Through out my experiences both at home and at work, I have learned that some behaviors need a different response.
Early last summer I was driving my client home from an amusement park. He was becoming disregulated and violent and I didn’t feel that being out in public was the appropriate activity for him at that time, so we headed home. However, this is no easy task. Driving with a very aggravated special needs child is incredibly difficult; they require your full attention, but concentrating on driving and being safe is far more important.
With this particular incident, I was driving on a very busy highway. My kid was screaming his head off in the back seat but all I could do was drive and try and get home quickly. All of a sudden, his hands grab at a chunk of my hair down at their roots. He rips my head back and aside from the pain that is jetting across my skull, I can’t see where I’m driving. With one hand I pull his hand off of my head along with pieces of my hair interlaced between his fingers.
Trying to regain control I attempt to focus on driving, but before I can even do this his hands come back at me for a second hair ripping pull. Tearing out my own hair to just try and see where I am driving, he does it again. At this point I realize the immense danger that I am in and pull over on a practically none existent shoulder on the highway.I got out of the car and locked the doors and just took fifteen minuets to breathe, sort out how bad my injury was (swollen head), and recollect myself. My kids door was child locked and he had a buckle boss safety belt restraint so I knew that he wouldn’t be getting out of the car and onto the highway. A couple nice people actually stopped and asked if I needed help, but there was nothing that they would have been able to do.
Eventually, I got back into the car. I had to reposition myself so he couldn’t grab at my hair, but he was still attempting to kick me from the back seat. We made it home eventually but later on during one of group meetings it was discussed that if you can’t safely be around him or he is a danger to your self, then you have to call 911 for help. After this meeting, I realized that I should have called 911 that day.

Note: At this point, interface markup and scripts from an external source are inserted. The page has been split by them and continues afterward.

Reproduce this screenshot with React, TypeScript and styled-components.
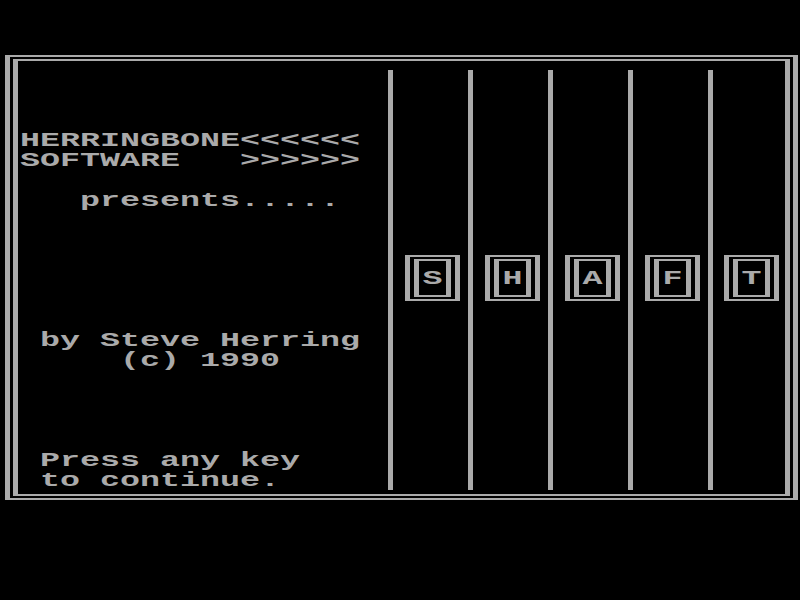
import styled, { createGlobalStyle } from "styled-components";

const GlobalStyle = createGlobalStyle`
  html, body {
    margin: 0;
    padding: 0;
    background: #000;
  }
  #root {
    width: 800px;
    height: 600px;
  }
`;

const GREY = "#aaaaaa";

const title = [
  "HERRINGBONE<<<<<<",
  "SOFTWARE   >>>>>>",
  "",
  "   presents.....",
  "",
  "",
  "",
  "",
  "",
  "",
  " by Steve Herring",
  "     (c) 1990",
  "",
  "",
  "",
  "",
  " Press any key",
  " to continue.",
];

const shaft = ["S", "H", "A", "F", "T"];

const App = () => {
  return (
    <Screen>
      <GlobalStyle />
      <Rim $width="793px" $height="445px" $pad="2px 3px">
        <Rim $pad="0" $fill>
          <Content>
            <TextPanel>
              {title.map((line, i) => (
                <TextLine key={i}>{line}</TextLine>
              ))}
            </TextPanel>
            {shaft.map((ch) => (
              <ShaftColumn key={ch}>
                <Bar />
                <Slot>
                  <Rim $pad="2px 4px">
                    <Rim $pad="0">
                      <Cell>
                        <Letter>{ch}</Letter>
                      </Cell>
                    </Rim>
                  </Rim>
                </Slot>
              </ShaftColumn>
            ))}
          </Content>
        </Rim>
      </Rim>
    </Screen>
  );
};

const Screen = styled.div`
  width: 800px;
  height: 600px;
  box-sizing: border-box;
  padding: 55px 0 0 5px;
  background: #000;
  color: ${GREY};
  font-family: "Liberation Mono", "DejaVu Sans Mono", monospace;
  font-weight: bold;
  overflow: hidden;
`;

// double-line box: thick sides, thin top and bottom
const Rim = styled.div<{
  $width?: string;
  $height?: string;
  $pad: string;
  $fill?: boolean;
}>`
  box-sizing: border-box;
  width: ${({ $width }) => $width || "auto"};
  height: ${({ $height }) => $height || "auto"};
  flex: ${({ $fill }) => ($fill ? "1" : "none")};
  padding: ${({ $pad }) => $pad};
  border-style: solid;
  border-color: ${GREY};
  border-width: 2px 5px;
  display: flex;
  flex-direction: column;
`;

const Content = styled.div`
  flex: 1;
  display: grid;
  grid-template-columns: 370px repeat(4, 80px) 1fr;
`;

const TextPanel = styled.div`
  padding: 70px 0 0 2px;
`;

const TextLine = styled.div`
  height: 20px;
  line-height: 20px;
  font-size: 20px;
  white-space: pre;
  transform: scaleX(1.6667);
  transform-origin: 0 0;
`;

const ShaftColumn = styled.div`
  display: flex;
`;

const Bar = styled.div`
  width: 5px;
  margin: 9px 0 4px;
  background: ${GREY};
`;

const Slot = styled.div`
  flex: 1;
  display: flex;
  align-items: center;
  justify-content: center;
  padding-left: 4px;
`;

const Cell = styled.div`
  width: 27px;
  height: 34px;
`;

const Letter = styled.div`
  margin-top: 2px;
  line-height: 32px;
  font-size: 20px;
  text-align: center;
  transform: scaleX(1.6667);
`;

export default App;
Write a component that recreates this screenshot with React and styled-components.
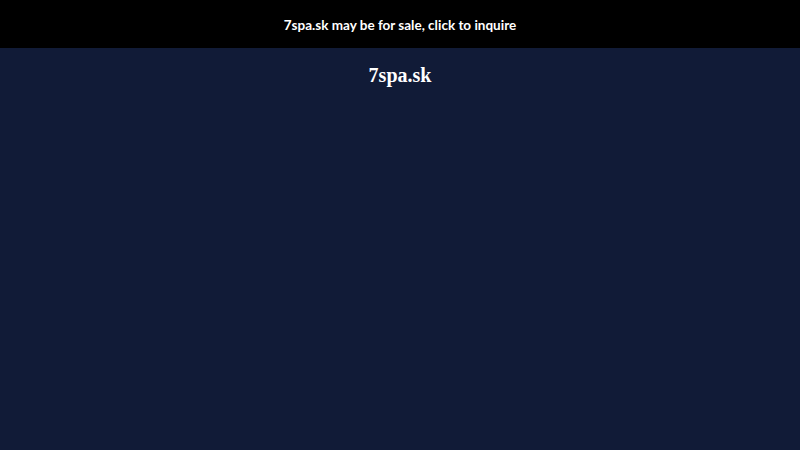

It’s kind of upsetting to think that there are some situations that you can’t handle or take care of with your own kid (or client in my case), but these incidences do occur and that’s okay. What’s most important is your child’s safety and yours as well. I haven’t called 911 yet but I have a feeling that that day is coming. I’ve been told that the paramedics will come in and restrain your child, that’s all they really can do, and then escort them to the hospital. This may not be ideal but if you can’t give them emergency medications like Zytis or Ativan (like I can’t) then this is really the best option, them being safe.
It’s scary but these things happen and you need to be able to make that call when the time comes.